### TASK INSTRUCTIONS
Take the material below and retype it in full; pictures are left out.

■ ■ ■ ■ ■ ■ ■

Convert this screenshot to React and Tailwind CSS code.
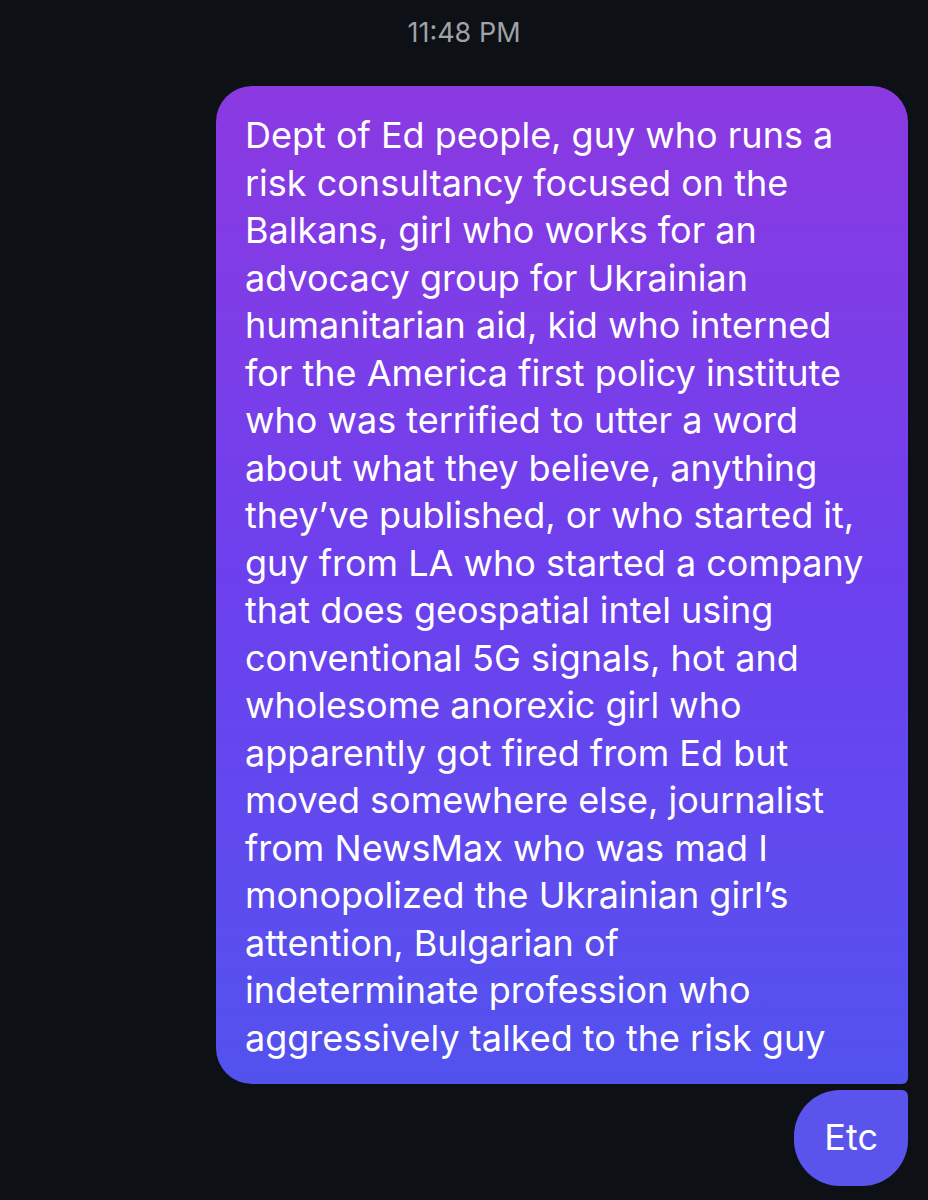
import React from "react";

const lines = [
  "Dept of Ed people, guy who runs a",
  "risk consultancy focused on the",
  "Balkans, girl who works for an",
  "advocacy group for Ukrainian",
  "humanitarian aid, kid who interned",
  "for the America first policy institute",
  "who was terrified to utter a word",
  "about what they believe, anything",
  "they\u2019ve published, or who started it,",
  "guy from LA who started a company",
  "that does geospatial intel using",
  "conventional 5G signals, hot and",
  "wholesome anorexic girl who",
  "apparently got fired from Ed but",
  "moved somewhere else, journalist",
  "from NewsMax who was mad I",
  "monopolized the Ukrainian girl\u2019s",
  "attention, Bulgarian of",
  "indeterminate profession who",
  "aggressively talked to the risk guy",
];

export default function App() {
  return (
    <div
      className="min-h-[1200px] w-[928px] bg-[#0d1014] text-white"
      style={{ fontFamily: "Inter, 'Noto Sans', sans-serif" }}
    >
      <div className="flex justify-center pt-[14px]">
        <span className="text-[27px] leading-[38px] text-[#9fa2a8]">11:48 PM</span>
      </div>

      <div className="flex flex-col items-end gap-[6px] pr-[20px] pt-[34px]">
        <div className="w-[692px] rounded-[36px] rounded-br-[6px] bg-gradient-to-b from-[#8b39e1] via-[#6c40ee] to-[#5252ef] px-[29px] pt-[26px] pb-[22px] text-[36px] leading-[47.5px]">
          {lines.map((line, i) => (
            <div key={i} className="whitespace-nowrap">
              {line}
            </div>
          ))}
        </div>
        <div className="rounded-[46px] rounded-tr-[6px] bg-[#5a54ec] px-[30px] py-[24px] text-[36px] leading-[47.5px]">
          Etc
        </div>
      </div>
    </div>
  );
}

■ ■ ■ ■ ■ ■ ■

### SOLVED PROBLEM
Convert this screenshot to React and Tailwind CSS code.
import React from "react";

const lines = [
  "Dept of Ed people, guy who runs a",
  "risk consultancy focused on the",
  "Balkans, girl who works for an",
  "advocacy group for Ukrainian",
  "humanitarian aid, kid who interned",
  "for the America first policy institute",
  "who was terrified to utter a word",
  "about what they believe, anything",
  "they\u2019ve published, or who started it,",
  "guy from LA who started a company",
  "that does geospatial intel using",
  "conventional 5G signals, hot and",
  "wholesome anorexic girl who",
  "apparently got fired from Ed but",
  "moved somewhere else, journalist",
  "from NewsMax who was mad I",
  "monopolized the Ukrainian girl\u2019s",
  "attention, Bulgarian of",
  "indeterminate profession who",
  "aggressively talked to the risk guy",
];

export default function App() {
  return (
    <div
      className="min-h-[1200px] w-[928px] bg-[#0d1014] text-white"
      style={{ fontFamily: "Inter, 'Noto Sans', sans-serif" }}
    >
      <div className="flex justify-center pt-[14px]">
        <span className="text-[27px] leading-[38px] text-[#9fa2a8]">11:48 PM</span>
      </div>

      <div className="flex flex-col items-end gap-[6px] pr-[20px] pt-[34px]">
        <div className="w-[692px] rounded-[36px] rounded-br-[6px] bg-gradient-to-b from-[#8b39e1] via-[#6c40ee] to-[#5252ef] px-[29px] pt-[26px] pb-[22px] text-[36px] leading-[47.5px]">
          {lines.map((line, i) => (
            <div key={i} className="whitespace-nowrap">
              {line}
            </div>
          ))}
        </div>
        <div className="rounded-[46px] rounded-tr-[6px] bg-[#5a54ec] px-[30px] py-[24px] text-[36px] leading-[47.5px]">
          Etc
        </div>
      </div>
    </div>
  );
}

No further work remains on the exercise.